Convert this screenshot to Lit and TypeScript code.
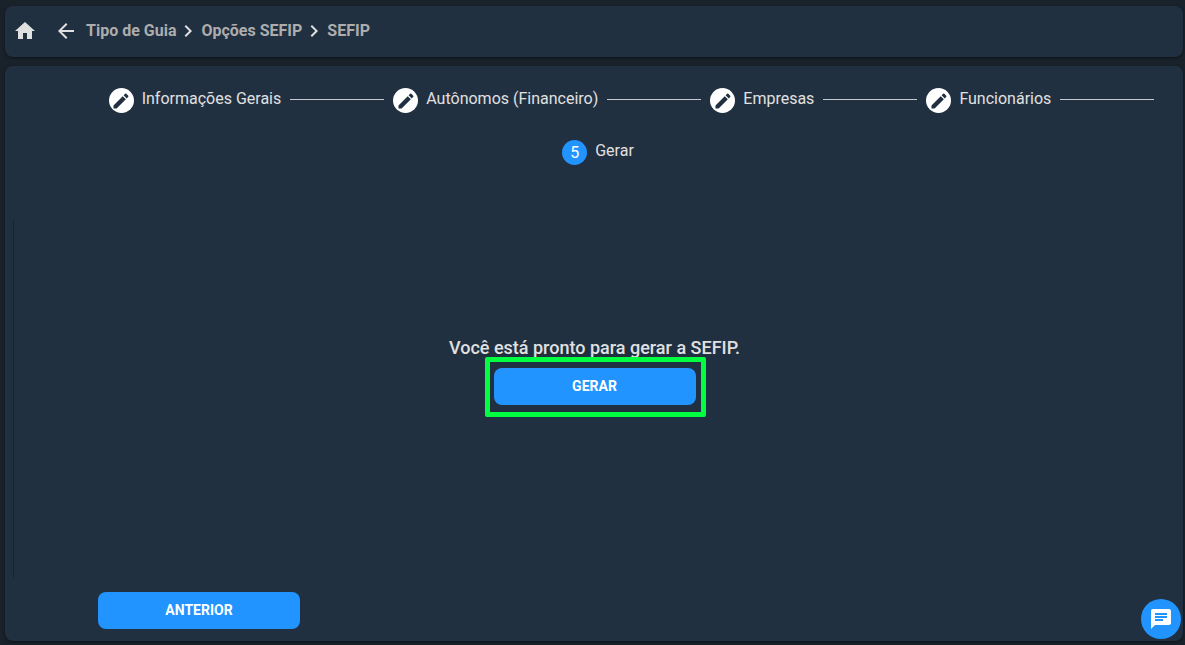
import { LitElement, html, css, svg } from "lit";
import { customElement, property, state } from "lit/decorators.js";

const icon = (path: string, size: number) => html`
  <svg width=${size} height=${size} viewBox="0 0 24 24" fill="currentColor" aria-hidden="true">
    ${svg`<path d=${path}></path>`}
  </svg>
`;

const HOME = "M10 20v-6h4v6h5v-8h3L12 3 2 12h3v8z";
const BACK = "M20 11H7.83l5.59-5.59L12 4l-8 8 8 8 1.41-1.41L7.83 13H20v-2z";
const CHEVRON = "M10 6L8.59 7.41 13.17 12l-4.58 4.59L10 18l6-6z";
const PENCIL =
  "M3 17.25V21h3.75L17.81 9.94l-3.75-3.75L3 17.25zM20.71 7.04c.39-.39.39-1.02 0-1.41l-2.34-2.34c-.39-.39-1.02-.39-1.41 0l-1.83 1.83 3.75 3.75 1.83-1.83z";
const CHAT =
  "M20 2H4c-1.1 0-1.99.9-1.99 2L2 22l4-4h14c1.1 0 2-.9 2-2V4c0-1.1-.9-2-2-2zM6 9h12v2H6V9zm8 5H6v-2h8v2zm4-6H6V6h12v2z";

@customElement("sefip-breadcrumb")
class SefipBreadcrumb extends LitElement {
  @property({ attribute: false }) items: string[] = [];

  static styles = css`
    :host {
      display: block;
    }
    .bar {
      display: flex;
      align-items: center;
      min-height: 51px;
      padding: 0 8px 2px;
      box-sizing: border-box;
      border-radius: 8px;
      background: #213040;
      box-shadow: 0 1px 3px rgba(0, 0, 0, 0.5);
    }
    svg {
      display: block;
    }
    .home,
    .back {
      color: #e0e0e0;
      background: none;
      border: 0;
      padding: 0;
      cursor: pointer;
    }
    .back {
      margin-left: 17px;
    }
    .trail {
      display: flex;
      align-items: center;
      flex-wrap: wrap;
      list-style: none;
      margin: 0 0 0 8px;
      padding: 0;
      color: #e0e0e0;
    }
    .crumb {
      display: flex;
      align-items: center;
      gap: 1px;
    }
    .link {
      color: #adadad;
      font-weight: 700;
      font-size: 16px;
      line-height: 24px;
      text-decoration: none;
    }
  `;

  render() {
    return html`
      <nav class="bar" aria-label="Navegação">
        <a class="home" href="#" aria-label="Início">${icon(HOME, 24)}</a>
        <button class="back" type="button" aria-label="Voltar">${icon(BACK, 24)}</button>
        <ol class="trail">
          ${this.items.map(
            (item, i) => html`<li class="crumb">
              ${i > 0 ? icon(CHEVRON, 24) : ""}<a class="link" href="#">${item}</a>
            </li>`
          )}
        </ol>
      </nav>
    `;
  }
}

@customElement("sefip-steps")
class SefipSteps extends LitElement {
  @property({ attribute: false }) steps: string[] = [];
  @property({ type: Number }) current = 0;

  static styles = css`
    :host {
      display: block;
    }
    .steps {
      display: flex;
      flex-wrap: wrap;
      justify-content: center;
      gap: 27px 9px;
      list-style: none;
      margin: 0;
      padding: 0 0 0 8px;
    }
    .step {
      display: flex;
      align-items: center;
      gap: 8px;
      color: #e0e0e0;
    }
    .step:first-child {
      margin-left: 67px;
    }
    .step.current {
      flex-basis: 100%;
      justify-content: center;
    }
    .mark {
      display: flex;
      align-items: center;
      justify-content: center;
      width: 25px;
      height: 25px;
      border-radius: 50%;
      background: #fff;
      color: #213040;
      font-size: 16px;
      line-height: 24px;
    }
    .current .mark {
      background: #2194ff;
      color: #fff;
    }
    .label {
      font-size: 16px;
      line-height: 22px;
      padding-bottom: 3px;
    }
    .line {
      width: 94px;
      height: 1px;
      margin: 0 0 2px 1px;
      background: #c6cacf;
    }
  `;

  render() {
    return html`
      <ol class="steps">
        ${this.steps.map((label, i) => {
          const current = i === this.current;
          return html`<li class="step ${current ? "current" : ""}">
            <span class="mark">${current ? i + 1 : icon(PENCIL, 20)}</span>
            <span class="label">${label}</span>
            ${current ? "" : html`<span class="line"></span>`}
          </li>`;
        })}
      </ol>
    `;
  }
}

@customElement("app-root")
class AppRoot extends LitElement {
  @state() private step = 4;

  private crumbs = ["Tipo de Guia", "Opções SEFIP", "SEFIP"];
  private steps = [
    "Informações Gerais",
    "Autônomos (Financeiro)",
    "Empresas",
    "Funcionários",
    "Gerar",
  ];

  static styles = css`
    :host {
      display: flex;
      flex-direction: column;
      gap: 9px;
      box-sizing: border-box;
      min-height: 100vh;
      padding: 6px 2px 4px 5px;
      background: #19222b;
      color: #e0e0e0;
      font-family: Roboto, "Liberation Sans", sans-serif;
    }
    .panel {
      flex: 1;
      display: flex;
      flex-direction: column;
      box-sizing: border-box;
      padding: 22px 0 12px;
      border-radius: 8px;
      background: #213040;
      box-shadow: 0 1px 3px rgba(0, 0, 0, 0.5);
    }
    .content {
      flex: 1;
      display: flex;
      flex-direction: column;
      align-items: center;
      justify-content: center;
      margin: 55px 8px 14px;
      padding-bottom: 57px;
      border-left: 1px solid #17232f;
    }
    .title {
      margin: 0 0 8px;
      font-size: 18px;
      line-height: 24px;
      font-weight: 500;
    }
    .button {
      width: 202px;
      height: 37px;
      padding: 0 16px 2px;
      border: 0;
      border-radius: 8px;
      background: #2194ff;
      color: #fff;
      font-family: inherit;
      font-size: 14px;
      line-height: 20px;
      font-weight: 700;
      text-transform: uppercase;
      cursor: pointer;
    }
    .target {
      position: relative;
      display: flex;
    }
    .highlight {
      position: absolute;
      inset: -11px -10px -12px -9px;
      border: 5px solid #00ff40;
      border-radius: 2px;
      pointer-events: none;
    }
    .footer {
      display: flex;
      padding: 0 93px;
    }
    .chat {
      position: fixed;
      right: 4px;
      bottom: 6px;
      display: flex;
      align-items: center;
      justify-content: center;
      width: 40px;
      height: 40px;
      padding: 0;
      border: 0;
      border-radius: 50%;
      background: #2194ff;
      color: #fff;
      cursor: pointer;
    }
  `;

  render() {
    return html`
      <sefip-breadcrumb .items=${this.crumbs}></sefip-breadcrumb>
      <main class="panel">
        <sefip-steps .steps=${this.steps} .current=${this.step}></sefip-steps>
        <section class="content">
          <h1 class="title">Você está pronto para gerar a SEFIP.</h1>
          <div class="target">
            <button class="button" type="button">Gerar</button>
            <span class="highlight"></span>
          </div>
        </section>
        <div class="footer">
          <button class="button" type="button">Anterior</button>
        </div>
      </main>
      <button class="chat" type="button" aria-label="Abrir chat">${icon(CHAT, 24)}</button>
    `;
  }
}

-------------------------

* Goal *
For each line in the data above that contains the string "this", extract the line.

* Exercise answer *
Convert this screenshot to Lit and TypeScript code.
          ${this.items.map(
        ${this.steps.map((label, i) => {
          const current = i === this.current;
      <sefip-breadcrumb .items=${this.crumbs}></sefip-breadcrumb>
        <sefip-steps .steps=${this.steps} .current=${this.step}></sefip-steps>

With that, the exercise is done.